Bob Levitz, 55, moved to Boca Raton in 1989 because it was close to his former job at a newspaper in Lantana. He now commutes south every day to Pembroke Pines, where he works as a copy editor at the Miami Herald, but has kept his house in Boca because it’s affordable, and because he likes being surrounded by Jewish culture.

“Judaism is part of the fabric of everyday life here,” says Levitz, a native of St. Paul, Minn., who isn’t religious but attends High Holiday services each year at the Boca Raton Synagogue with his 15-year-old daughter Ashley.

As the area’s Jewish population keeps growing, local Jewish institutions will need to expand their donor bases dramatically, warns Rabbi Alan Sherman, executive director of the Palm Beach County Board of Rabbis.

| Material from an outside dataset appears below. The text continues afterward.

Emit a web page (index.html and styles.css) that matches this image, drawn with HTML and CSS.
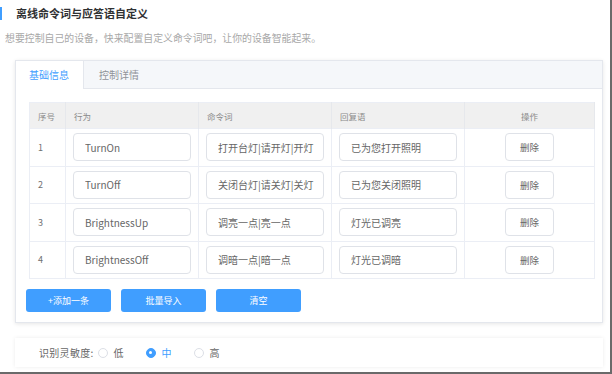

“This puts a tremendous responsibility on Jewish institutions for caring for all these newly transplanted people,” he told JTA. “A lot of people have their roots up north, and their donations go up north as well. But when they need a nursing home or senior services, they won’t ask their former communities in New York, New Jersey or Pennsylvania; they’ll come to us. So these people are putting a burden on us if they don’t contribute locally.”

Sherman, whose organization represents 70 rabbis, adds that “even though the demand for senior services is increasing, there are also younger people moving here, and we can’t neglect them. We can’t neglect Jewish education or teenagers.”

That’s keeping Kuritz and her early childhood development staff at the Boynton Beach JCC busy.

“What we’re doing here is building the foundation for all our children to have Jewish memories — lighting Shabbas candles, blowing the shofar, singing Jewish songs,” she explained as a noisy group of kindergarten kids trooped down the hall. “We’re not a religious school, but we do try to teach Jewish values.”